In the past, the former New York police commissioner has said the time to push for new resources is within the first six months of being hired.

But Bratton reiterated his commitment Friday to "make do" with the force he inherited after presiding over his first LAPD graduation ceremony.

"I'm a team player. This city does not have the money at this particular time," Bratton said. "If we prove what we can do, maybe at some point we'll be able to go back to the voters and say 'Give us more and we'll do more.' "

"But," he said with a shrug, "we have what we have."

Hahn said Friday he will wait to review Bratton's promised top-to-bottom LAPD analysis before approving new hires, which cost the city $100,000 per recruit. Hiring enough new officers to fill a 12,000-strong LAPD would cost an estimated $300 million, city officials said.

The mayor cautioned that cost as well as difficulty recruiting qualified men and women pose obstacles.

"I think the difficult thing right now is we need our revenue picture to improve before we can really talk about that," Hahn said. "And, you still have the issue of recruitment."

The mayor pointed out that the LAPD only recently has been able to fill police academy classes.

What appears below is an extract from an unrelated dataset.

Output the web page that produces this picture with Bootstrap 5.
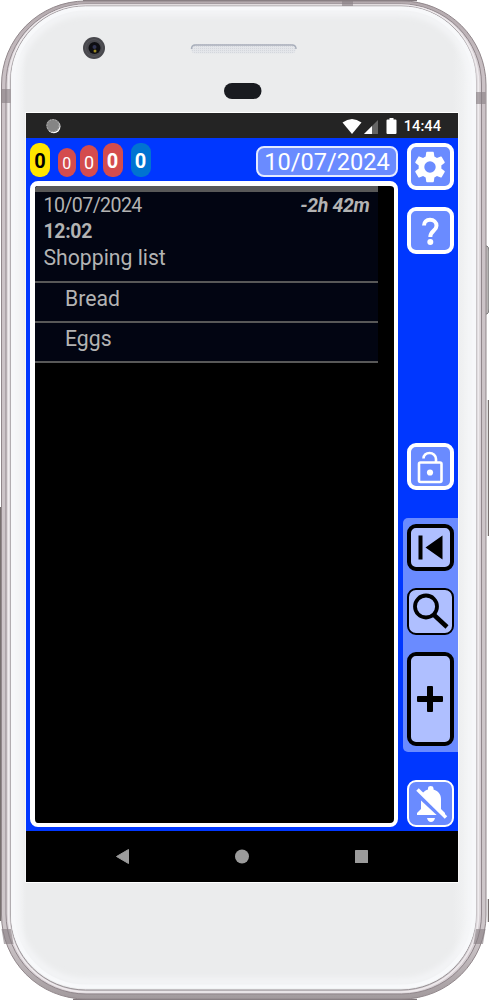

Bratton's 12,000 response at first stunned City Hall.

"I was wondering what he was thinking," said City Controller Laura Chick, who previously served as head of the City Council's Public Safety Committee. "But then I realized that he's setting the stage. He's being a truth-teller and sending a message to the decision-makers in the city."

Police Commission President Caruso said that he believed there will be commission support for more officers. At minimum, Caruso said, the City Council should fund enough hires for the 10,500 officers already authorized.

"I think we need to get that done, and it's achievable within 12 months," Caruso said. The ranks of the LAPD could be filled with a combination of new recruits and "bringing back seasoned officers who -- for whatever reason -- in the last couple years left."

Los Angeles City Councilman Nick Pacheco, chairman of the Budget and Finance Committee, said Friday he anticipated hard decisions ahead.

"If Chief Bratton starts delivering on his promises to improve policing, we're going to have to make tough choices between more officers and library hours and other programs," Pacheco said.

Bratton said Friday he meant no offense when he told Chamber of Commerce members: "Shame on Los Angeles" for failing to increase the size of the police force during the late 1990s, when the city enjoyed a budget surplus.

"In some respects, [L.A.] took great pride in the fact that they were doing it with less," Bratton said. "Doing it with less has a lot of ramifications."

Former L.A. Mayor Richard Riordan, who was elected largely on a promise to build the LAPD from 7,000 to 10,000 officers, said Friday he backed Bratton.

"My theory is you never look back. You accept what problems you have and you move forward," Riordan said. He credited a strong economy and police scandals with dampening recruiting efforts, keeping him short of his 10,000 goal.

"Being a police officer is a tough life," Riordan said, "and somehow or another Bratton has got to use his popularity to help people understand that."

Riordan said he thought that Bratton was clever for putting out a high but reasonable number for the force early on in his tenure.

"It's something that has to be said. It should be a goal," he said. "And maybe we'll get to 12,000 five years from now."